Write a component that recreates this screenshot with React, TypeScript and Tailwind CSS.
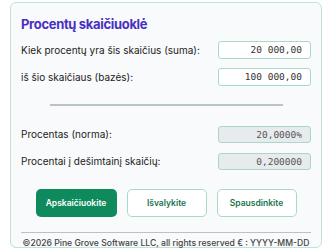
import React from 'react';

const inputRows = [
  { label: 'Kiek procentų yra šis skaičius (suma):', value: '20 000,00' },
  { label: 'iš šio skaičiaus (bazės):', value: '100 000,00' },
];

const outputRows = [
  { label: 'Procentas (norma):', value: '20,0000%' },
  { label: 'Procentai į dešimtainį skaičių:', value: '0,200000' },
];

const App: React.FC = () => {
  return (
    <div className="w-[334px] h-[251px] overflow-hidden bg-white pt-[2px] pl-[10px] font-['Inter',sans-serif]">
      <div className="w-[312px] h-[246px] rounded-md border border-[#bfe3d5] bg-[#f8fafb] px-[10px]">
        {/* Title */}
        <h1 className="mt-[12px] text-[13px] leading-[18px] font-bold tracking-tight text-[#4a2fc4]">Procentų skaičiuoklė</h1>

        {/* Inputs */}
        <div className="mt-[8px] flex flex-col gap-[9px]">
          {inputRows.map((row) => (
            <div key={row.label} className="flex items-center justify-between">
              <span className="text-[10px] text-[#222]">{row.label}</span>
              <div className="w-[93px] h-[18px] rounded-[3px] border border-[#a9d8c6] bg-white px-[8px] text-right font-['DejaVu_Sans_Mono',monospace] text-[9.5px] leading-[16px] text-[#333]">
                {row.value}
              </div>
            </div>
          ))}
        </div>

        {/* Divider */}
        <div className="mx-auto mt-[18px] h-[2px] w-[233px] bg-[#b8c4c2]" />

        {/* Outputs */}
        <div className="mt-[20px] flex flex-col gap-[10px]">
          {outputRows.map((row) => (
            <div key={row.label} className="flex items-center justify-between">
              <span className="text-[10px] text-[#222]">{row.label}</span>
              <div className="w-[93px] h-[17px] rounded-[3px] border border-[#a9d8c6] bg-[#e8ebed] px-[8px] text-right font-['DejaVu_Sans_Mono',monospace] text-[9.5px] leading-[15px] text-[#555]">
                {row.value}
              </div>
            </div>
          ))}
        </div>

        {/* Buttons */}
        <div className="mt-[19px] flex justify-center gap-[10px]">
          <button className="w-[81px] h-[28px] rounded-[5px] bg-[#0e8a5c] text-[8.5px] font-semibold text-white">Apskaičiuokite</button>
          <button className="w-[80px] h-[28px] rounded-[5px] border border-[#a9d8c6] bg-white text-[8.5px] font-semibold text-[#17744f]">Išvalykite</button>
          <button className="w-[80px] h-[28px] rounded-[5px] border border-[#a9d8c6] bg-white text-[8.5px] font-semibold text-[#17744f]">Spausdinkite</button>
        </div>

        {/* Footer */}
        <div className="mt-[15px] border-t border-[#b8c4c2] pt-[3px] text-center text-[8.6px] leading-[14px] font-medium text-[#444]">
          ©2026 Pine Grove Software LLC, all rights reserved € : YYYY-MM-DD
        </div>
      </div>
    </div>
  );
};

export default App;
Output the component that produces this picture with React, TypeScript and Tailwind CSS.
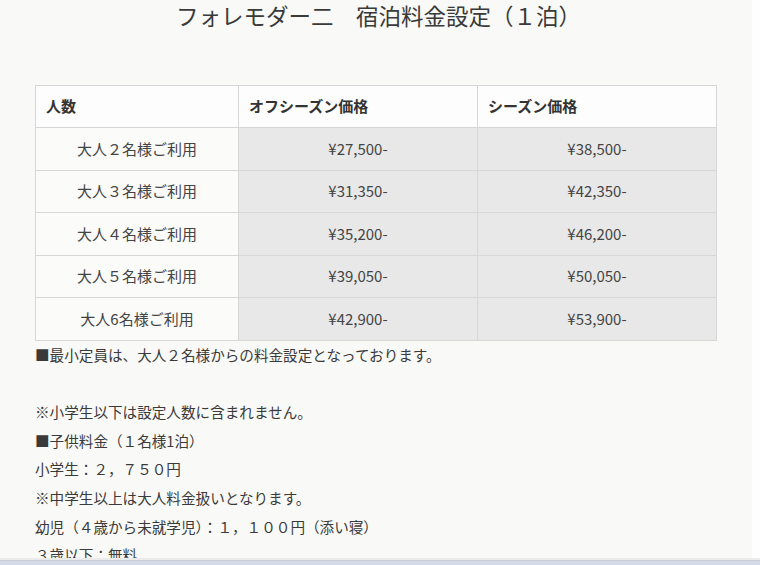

Work instructions —
Pictures excluded, repeat exactly the lines from the top of the material through the line with "mt-[18px] h-[2px] w-[233px]", including both of those lines.

Response to this task —
Write a component that recreates this screenshot with React, TypeScript and Tailwind CSS.
import React from 'react';

const inputRows = [
  { label: 'Kiek procentų yra šis skaičius (suma):', value: '20 000,00' },
  { label: 'iš šio skaičiaus (bazės):', value: '100 000,00' },
];

const outputRows = [
  { label: 'Procentas (norma):', value: '20,0000%' },
  { label: 'Procentai į dešimtainį skaičių:', value: '0,200000' },
];

const App: React.FC = () => {
  return (
    <div className="w-[334px] h-[251px] overflow-hidden bg-white pt-[2px] pl-[10px] font-['Inter',sans-serif]">
      <div className="w-[312px] h-[246px] rounded-md border border-[#bfe3d5] bg-[#f8fafb] px-[10px]">
        {/* Title */}
        <h1 className="mt-[12px] text-[13px] leading-[18px] font-bold tracking-tight text-[#4a2fc4]">Procentų skaičiuoklė</h1>

        {/* Inputs */}
        <div className="mt-[8px] flex flex-col gap-[9px]">
          {inputRows.map((row) => (
            <div key={row.label} className="flex items-center justify-between">
              <span className="text-[10px] text-[#222]">{row.label}</span>
              <div className="w-[93px] h-[18px] rounded-[3px] border border-[#a9d8c6] bg-white px-[8px] text-right font-['DejaVu_Sans_Mono',monospace] text-[9.5px] leading-[16px] text-[#333]">
                {row.value}
              </div>
            </div>
          ))}
        </div>

        {/* Divider */}
        <div className="mx-auto mt-[18px] h-[2px] w-[233px] bg-[#b8c4c2]" />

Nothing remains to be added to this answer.